There are many factors influencing this pervasive hunger. Education poses an issue when acquiring work, because most higher paying jobs will not hire those without a college degree, creating an income disparity. The lack of jobs available increases poverty which in turn decreases excess of food. Wages becoming stagnant in jobs that do not require higher education also contributes to the poverty causing hunger. The cost of living is ever-increasing while wages stay the same, making it impossible in some cases to provide for a family.

Society needs to act to end hunger and the poverty at the root of the problem. The actions of individuals to help those in need succeed are a key factor in ensuring people are well fed. So, what are organizations and individuals doing to end this global epidemic?

Hands-on Help

A system of emergency food providers is in place with soup kitchens, food pantries and homeless shelters and food banks. There are also mobile pantries which bring food distribution sites to the hard-to-reach places that need it the most. Organizations are working with food producing companies to take their excess food that would otherwise go to waste and donating it to organizations like these.

Afterschool programs are also in place to feed children who do not have food to eat at home. These programs help children grow up healthy and have good nutrition even when school is out.

There is also a Food and Hunger Movement now that encourages people to grow their own food in their backyards and in community gardens, to support the growing Farm to School Programs to bring fresh fruits and vegetables into our schools and much more. These are important steps beyond emergency food.

Campaigns are also taking place to raise awareness of the epidemic of hunger. They bring together non-profits to come up with solutions, host events and support those in need.
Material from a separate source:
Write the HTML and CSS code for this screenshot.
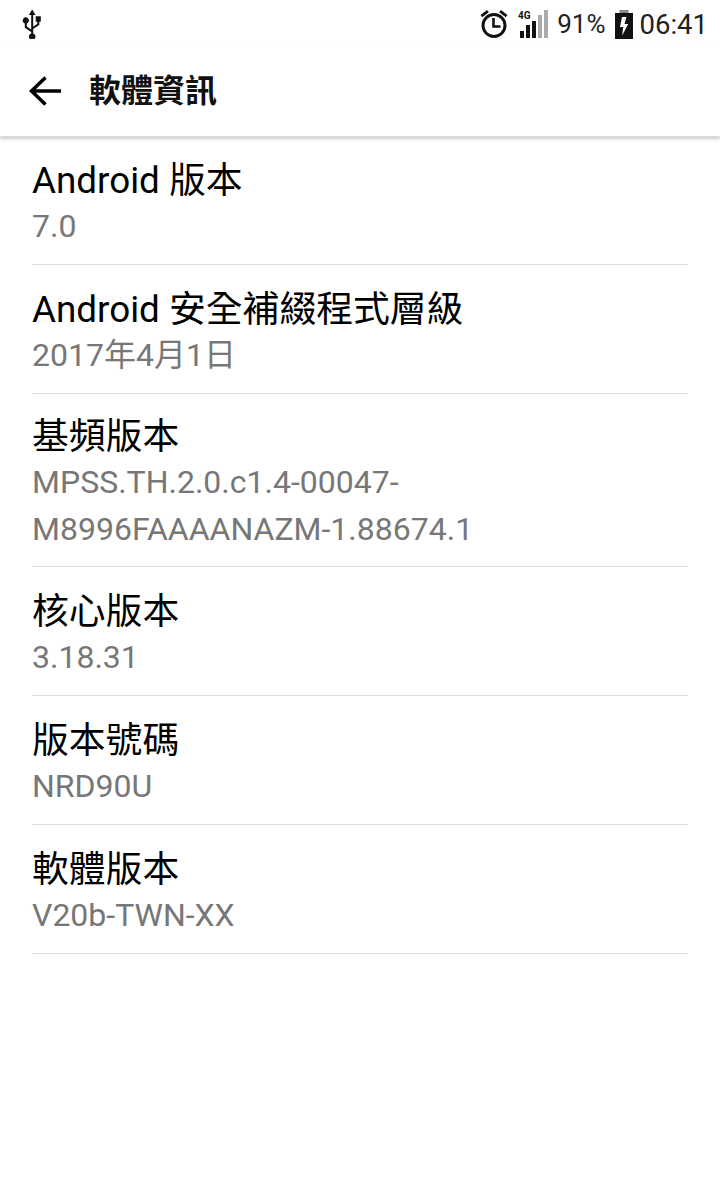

Bringing communities together to ensure their people are fed is a very effective way of helping the hungry.

These are all excellent hands-on actions to end hunger but there are also structural issues to address when tackling this epidemic.

Structural Solutions

Salaries have not kept up with the escalating costs in housing, healthcare, higher education, childcare and many household items. Because we need to work to strengthen the Federal Nutrition Programs. In America, Food Stamps have been replaced by a free debit card, the Supplemental Nutrition Assistance Program (SNAP). Even though this program is a step in the right direction many citizens on this program must often skip meals, buy cheap non-nutritious food and suffer bad physical and psychological health. SNAP recipients typically run through their monthly allotment in three weeks, then turn to food pantries. This program needs to be streamlined and better funded to allow families to remain fed consistently.  

Farmers also need to be supported by their local communities as well as government. The way we produce food must also be changed. Food loss occurs at every stage of the food production and distribution system. 52 billion pounds of food from manufacturers, grocery stores, and restaurants end up in landfills. An additional 20 billion pounds of fruits and vegetables are discarded on farms or left in fields and plowed under. We need to refine food production and make sure what we produce ends up in the hands of those who need it.

By encouraging programs that aid the hungry and streamlining food production to give the excess produced to those in need we can end the widespread issue of hunger.

A Healthy Happy World

Hunger cannot be solved by food or government efforts alone. We require stronger government programs, community engagement, help from companies, as well as personal action. If we take these steps we can ensure every man, woman, and child in our world are healthy, happy, and well fed.